北朝鮮が4回目の核実験を強行した後、韓国と中国は首脳間はもちろん、外相や国防相レベルでも電話などによる協議が円滑に行われていなかったことがわかった。朴槿恵(パク・クンヘ)政権はこれまで中国との信頼関係構築に大きな努力を傾けてきたが、今のこの状況については「本当に重要な時には両国間に大きな壁があることが露呈した」との指摘が相次いでいる。

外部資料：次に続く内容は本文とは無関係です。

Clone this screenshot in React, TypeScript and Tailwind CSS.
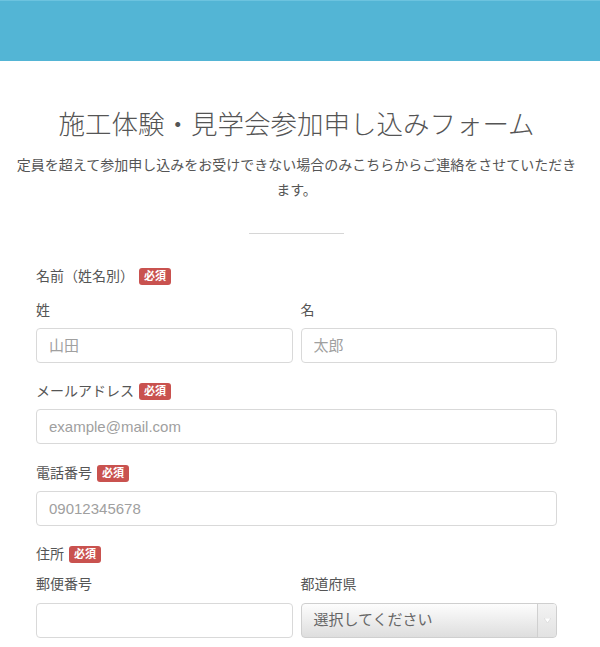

朴大統領と中国の習近平・国家主席は北朝鮮が核実験を行ってから3日目となる8日になっても、電話でのやり取りは1回も行っていなかった。韓国大統領府はこの日「習主席との電話会談など、中国とは多方面において様々な協力策を検討している」とコメントはしたものの、首脳間の電話会談の内容については、実務担当者の間で方針の整理がついていないことをうかがわせた。朴大統領は今月7日に米国のオバマ大統領、日本の安倍首相と相次いで電話会談を行い、北朝鮮に対して厳しい制裁を加えることで一致した。しかし制裁に実効性を持たせるにあたって最も大きな役割を果たす習主席との電話会談については、今もなお実現していないのだ。

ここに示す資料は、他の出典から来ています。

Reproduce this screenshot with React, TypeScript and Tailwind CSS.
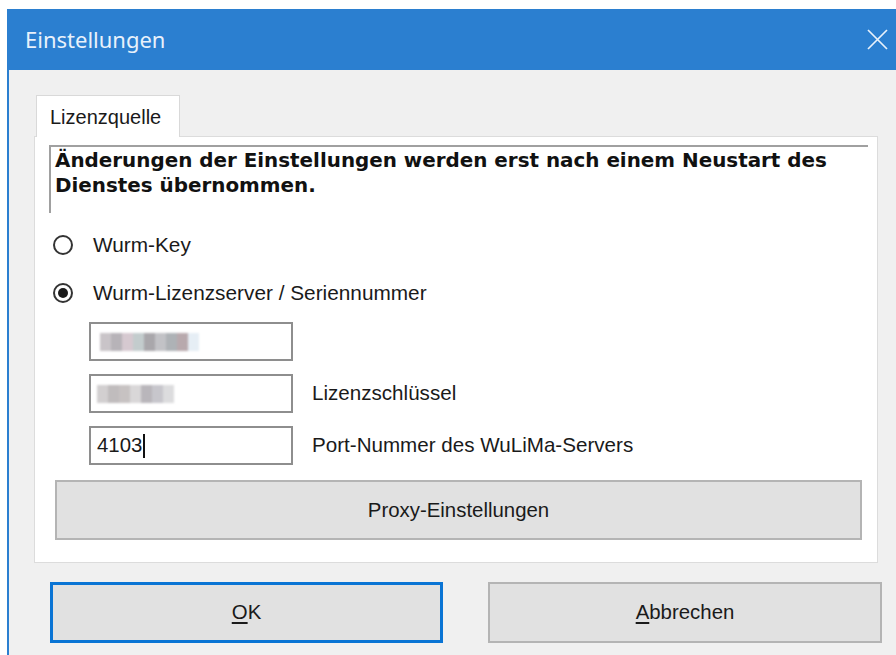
const ui = { fontFamily: '"Liberation Sans", Arial, sans-serif' };

// pixelated placeholder for the masked field values
const maskA = ['#c9c4c8', '#b7b3b8', '#d6c9d0', '#c3cccd', '#a9a7ab', '#c2c2c6', '#aeb2b6', '#b8a9ad', '#e6eef5'];
const maskB = ['#d2cfd0', '#c0bcbd', '#c7c2c2', '#d9d7d8', '#b9b6bb', '#c7c6cc', '#dcdcde'];

function Masked({ colors }: { colors: string[] }) {
  return (
    <div className="flex h-[18px] blur-[1px]">
      {colors.map((c, i) => (
        <div key={i} className="h-full w-[11px]" style={{ backgroundColor: c }} />
      ))}
    </div>
  );
}

function Radio({ checked, label }: { checked?: boolean; label: string }) {
  return (
    <div className="flex h-[30px] items-center">
      <span className="flex h-[20px] w-[20px] items-center justify-center rounded-full border-2 border-[#333333] bg-white">
        {checked && <span className="h-[10px] w-[10px] rounded-full bg-[#1a1a1a]" />}
      </span>
      <span className="ml-[20px] text-[20.8px] text-[#1a1a1a]">{label}</span>
    </div>
  );
}

function Field({ children, label }: { children: React.ReactNode; label?: string }) {
  return (
    <div className="flex items-center">
      <div className="flex h-[39px] w-[204px] items-center border-2 border-[#8e8e8e] bg-white pl-[6px]">
        {children}
      </div>
      {label && <span className="ml-[19px] text-[20.6px] text-[#1a1a1a]">{label}</span>}
    </div>
  );
}

export default function App() {
  return (
    <div className="h-[655px] w-[896px] overflow-hidden bg-white pl-[7px] pt-[9px]" style={ui}>
      <div className="flex h-full flex-col border-l-2 border-[#2b7fd0] bg-[#f0f0f0]">
        {/* title bar */}
        <div className="flex h-[61px] shrink-0 items-center justify-between bg-[#2b7fd0] pl-[16px] pr-[8px]">
          <span
            className="text-[22px] text-[#e8f1fb]"
            style={{ fontFamily: '"Noto Sans", "Open Sans", sans-serif' }}
          >
            Einstellungen
          </span>
          <svg width="21" height="21" viewBox="0 0 21 21" className="text-[#e8f1fb]">
            <path d="M1 1 L20 20 M20 1 L1 20" stroke="currentColor" strokeWidth="1.7" fill="none" />
          </svg>
        </div>

        {/* tab header */}
        <div className="ml-[27px] mt-[25px] flex">
          <div className="relative z-10 -mb-px flex h-[42px] w-[144px] items-center border border-b-0 border-[#d9d9d9] bg-white pl-[13px] text-[20px] text-[#1a1a1a]">
            Lizenzquelle
          </div>
        </div>

        {/* tab page */}
        <div className="ml-[25px] h-[427px] w-[844px] border border-[#dcdcdc] bg-white">
          <div
            className="ml-[14px] mt-[8px] h-[68px] w-[819px] border-l-2 border-t-2 border-[#a0a0a0] pl-[4px] pt-[1px] text-[19.9px] font-bold leading-[25px] text-[#111111]"
            style={{ fontFamily: '"DejaVu Sans", Verdana, sans-serif' }}
          >
            Änderungen der Einstellungen werden erst nach einem Neustart des
            <br />
            Dienstes übernommen.
          </div>

          <div className="ml-[18px] mt-[17px]">
            <Radio label="Wurm-Key" />
            <div className="mt-[18px]">
              <Radio checked label="Wurm-Lizenzserver / Seriennummer" />
            </div>
          </div>

          <div className="ml-[54px] mt-[14px] flex flex-col gap-[13px]">
            <Field>
              <div className="ml-[3px]">
                <Masked colors={maskA} />
              </div>
            </Field>
            <Field label="Lizenzschlüssel">
              <Masked colors={maskB} />
            </Field>
            <Field label="Port-Nummer des WuLiMa-Servers">
              <span className="text-[20.4px] text-[#1a1a1a]">4103</span>
              <span className="ml-px h-[24px] w-[2px] bg-[#111111]" />
            </Field>
          </div>

          <button className="ml-[20px] mt-[15px] flex h-[60px] w-[807px] items-center justify-center border-2 border-[#b4b4b4] bg-[#e1e1e1] text-[20.4px] text-[#1a1a1a]">
            Proxy-Einstellungen
          </button>
        </div>

        {/* dialog buttons */}
        <div className="ml-[41px] mt-[19px] flex gap-[45px]">
          <button className="flex h-[61px] w-[393px] items-center justify-center border-[3px] border-[#0a74d4] bg-[#e1e1e1] text-[20.4px] text-[#1a1a1a]">
            <span>
              <span className="underline underline-offset-[3px]">O</span>K
            </span>
          </button>
          <button className="flex h-[61px] w-[394px] items-center justify-center border-2 border-[#b4b4b4] bg-[#e1e1e1] text-[20.4px] text-[#1a1a1a]">
            <span>
              <span className="underline underline-offset-[3px]">A</span>bbrechen
            </span>
          </button>
        </div>
      </div>
    </div>
  );
}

韓国国防部(省に相当、以下同じ)も7日「韓民求(ハン・ミング)国防長官と中国の常萬全・国防相との電話会談はまだ日程が決まっていない」と明らかにした。両国国防相は北朝鮮と関連して突発的な事態が発生した際、双方の軍当局がただちに情報を共有し、対応策を協議するため昨年12月31日にホットラインを設置したばかりで、試験通話もすでに終えている。
しかしそのわずか6日後に行われた核実験をめぐっては、ホットラインは本来の役割を全く果たせていない。韓長官は米国の国防相とは6日、日本の国防相とは8日にすでに電話会談を行っている。

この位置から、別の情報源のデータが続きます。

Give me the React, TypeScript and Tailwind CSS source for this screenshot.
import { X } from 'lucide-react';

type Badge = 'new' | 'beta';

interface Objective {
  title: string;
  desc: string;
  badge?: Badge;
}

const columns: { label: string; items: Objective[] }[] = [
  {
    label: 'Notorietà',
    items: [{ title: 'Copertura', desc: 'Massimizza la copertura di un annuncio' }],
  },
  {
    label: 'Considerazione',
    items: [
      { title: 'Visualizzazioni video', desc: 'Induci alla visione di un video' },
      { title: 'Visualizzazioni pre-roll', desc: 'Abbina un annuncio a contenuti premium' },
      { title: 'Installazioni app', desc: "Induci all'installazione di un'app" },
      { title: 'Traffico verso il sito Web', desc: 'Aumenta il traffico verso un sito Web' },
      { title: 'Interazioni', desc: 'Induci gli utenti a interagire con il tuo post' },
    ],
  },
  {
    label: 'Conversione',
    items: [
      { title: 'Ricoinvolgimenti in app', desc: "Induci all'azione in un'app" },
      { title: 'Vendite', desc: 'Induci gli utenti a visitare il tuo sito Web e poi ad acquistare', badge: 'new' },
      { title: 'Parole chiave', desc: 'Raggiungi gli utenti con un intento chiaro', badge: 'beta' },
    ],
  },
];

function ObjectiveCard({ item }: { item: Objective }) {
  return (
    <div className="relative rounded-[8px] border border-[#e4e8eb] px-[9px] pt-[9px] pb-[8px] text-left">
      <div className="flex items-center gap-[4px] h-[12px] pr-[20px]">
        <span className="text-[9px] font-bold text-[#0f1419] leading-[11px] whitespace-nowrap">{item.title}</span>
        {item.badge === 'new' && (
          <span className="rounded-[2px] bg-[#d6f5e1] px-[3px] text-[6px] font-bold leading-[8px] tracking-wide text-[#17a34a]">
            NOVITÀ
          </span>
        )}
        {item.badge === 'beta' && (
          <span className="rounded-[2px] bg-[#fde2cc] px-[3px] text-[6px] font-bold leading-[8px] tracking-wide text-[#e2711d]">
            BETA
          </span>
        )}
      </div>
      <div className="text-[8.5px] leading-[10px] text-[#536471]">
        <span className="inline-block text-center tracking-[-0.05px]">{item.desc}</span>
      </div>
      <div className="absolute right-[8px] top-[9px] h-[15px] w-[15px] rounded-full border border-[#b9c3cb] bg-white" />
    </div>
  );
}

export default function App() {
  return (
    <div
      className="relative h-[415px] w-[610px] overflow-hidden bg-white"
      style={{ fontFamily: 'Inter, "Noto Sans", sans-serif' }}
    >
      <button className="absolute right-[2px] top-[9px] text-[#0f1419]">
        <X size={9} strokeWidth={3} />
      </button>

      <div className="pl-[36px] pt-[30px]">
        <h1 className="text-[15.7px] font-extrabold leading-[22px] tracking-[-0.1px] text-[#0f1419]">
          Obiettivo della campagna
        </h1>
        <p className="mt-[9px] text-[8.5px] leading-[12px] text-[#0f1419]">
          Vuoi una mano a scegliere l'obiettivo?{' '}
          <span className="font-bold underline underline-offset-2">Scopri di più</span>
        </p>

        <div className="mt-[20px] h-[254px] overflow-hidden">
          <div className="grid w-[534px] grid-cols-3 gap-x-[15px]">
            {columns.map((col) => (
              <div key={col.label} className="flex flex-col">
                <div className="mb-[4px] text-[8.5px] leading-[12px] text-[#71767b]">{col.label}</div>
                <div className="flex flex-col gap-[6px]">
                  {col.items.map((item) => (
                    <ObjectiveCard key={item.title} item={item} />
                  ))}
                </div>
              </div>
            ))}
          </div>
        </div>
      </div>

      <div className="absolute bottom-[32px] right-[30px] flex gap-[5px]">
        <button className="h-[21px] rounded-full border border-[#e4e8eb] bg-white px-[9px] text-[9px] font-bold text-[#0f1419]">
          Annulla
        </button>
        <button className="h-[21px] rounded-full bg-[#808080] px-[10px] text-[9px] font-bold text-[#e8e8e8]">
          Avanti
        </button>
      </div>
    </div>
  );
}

韓国外交部の尹炳世(ユン・ビョンセ)長官は核実験直後、米国や日本の外相はもちろん、英国、フランス、オーストラリア、EU(欧州連合)、ウルグアイ、スペイン、ラオスなどの外相に相次いで電話をかけ、北朝鮮への制裁に向けた協力を取り付けた。ところが中国の王毅・外相との電話会談は、核実験から57時間が過ぎた8日夜8時まで行われなかった。事前に予定されていた電話会談について、中国側が2回にわたり先送りを要請したためだという。6カ国協議で韓国の主席代表を務める黄浚局(ファン・ジュングク)外交部韓半島(朝鮮半島)平和交渉本部長と、中国の主席代表を務める武大偉・韓半島問題特別代表との電話会談も、同じく8日午後にやっと実現した。
韓国のある外交筋は「現政権発足後、韓中首脳会談が6回も行われたことや、また両首脳の個人的な関係などを考えると、核実験という重大な局面で連絡がつかないという現実には非常に失望している」と述べた。